We believe that preventing the loss of one of the country's great cities, important communities and natural resources along the Gulf Coast must be a part of America's will and we ask our fellow citizens for their support.
Charles J. Toth
Who's Got A Plan?
In asking President Bush to come up with a plan, be careful what you wish for. You might just get it. When it comes to planning, the Bush Administration has compiled quite a record:
The vice president predicted that the American troops invading Baghdad would be "greeted with flowers and sweets." OK, well, they got that wrong, and -- oops -- they did miss their flowers-and-sweets reception at the Superdome by a few days. So they're a little soft on logistics and strategy, but they must know something about fiscal planning, right? Paul Wolfowicz testified to Congress that this war was going to cost us $1.7 billion, and he was off only by what, a factor of 200? Ouch! Rest easily, though: Wolfie's been sent off to the World Bank. He will have absolutely nothing to do with funding the Corps as they try to bring our floodwalls up to at least the standards we thought we had on Aug. 28.

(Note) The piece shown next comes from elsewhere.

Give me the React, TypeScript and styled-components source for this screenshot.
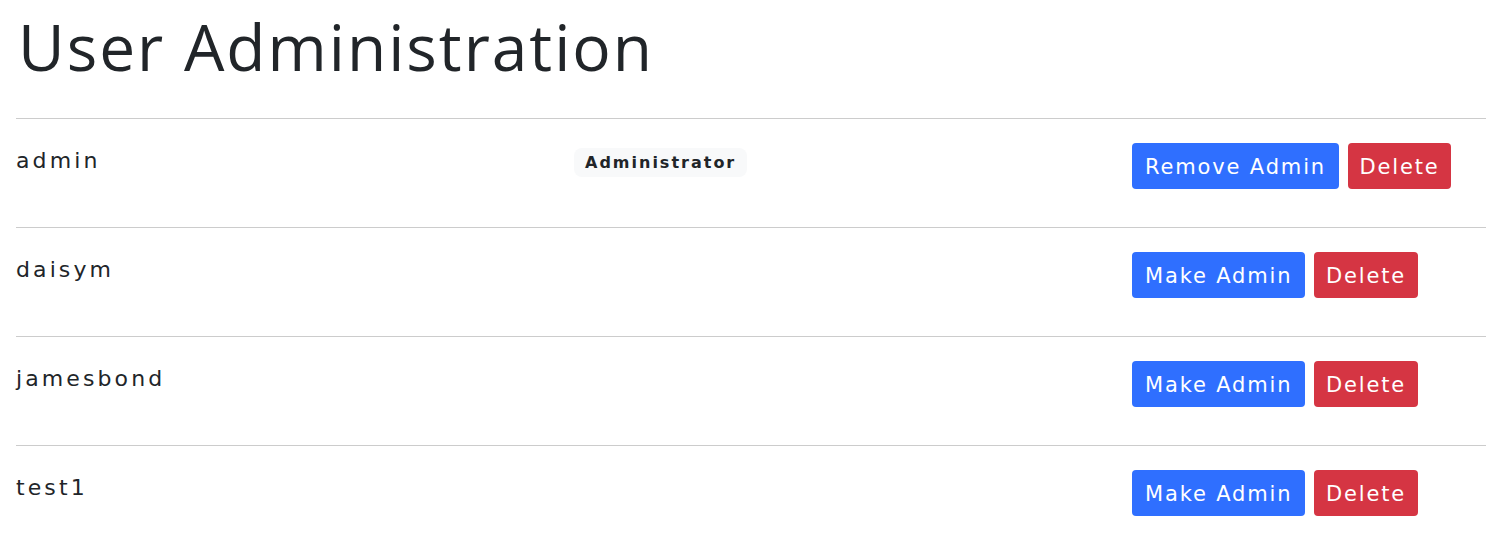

In a Washington Post op-ed this week, Bush's recovery czar Donald Powell complained that "state and local leaders must develop the recovery plan" while at the same time dismissing the proposed Louisiana Recovery Corporation as "not a long-term plan." For most homeowners, their mortgage is their long-term plan; the typical homeowner can't decide on rebuilding or relocating until that debt is settled. If Powell had his life savings tied up in a soggy, moldering ruin, he might have been able to understand how the Baker bill is a long-term plan for tens of thousands of displaced New Orleanians.
If we consider this administration's track record in developing plans, do we really want them involved in planning our recovery? Perhaps a better solution would be to seek a bipartisan solution in Congress -- and make it veto-proof.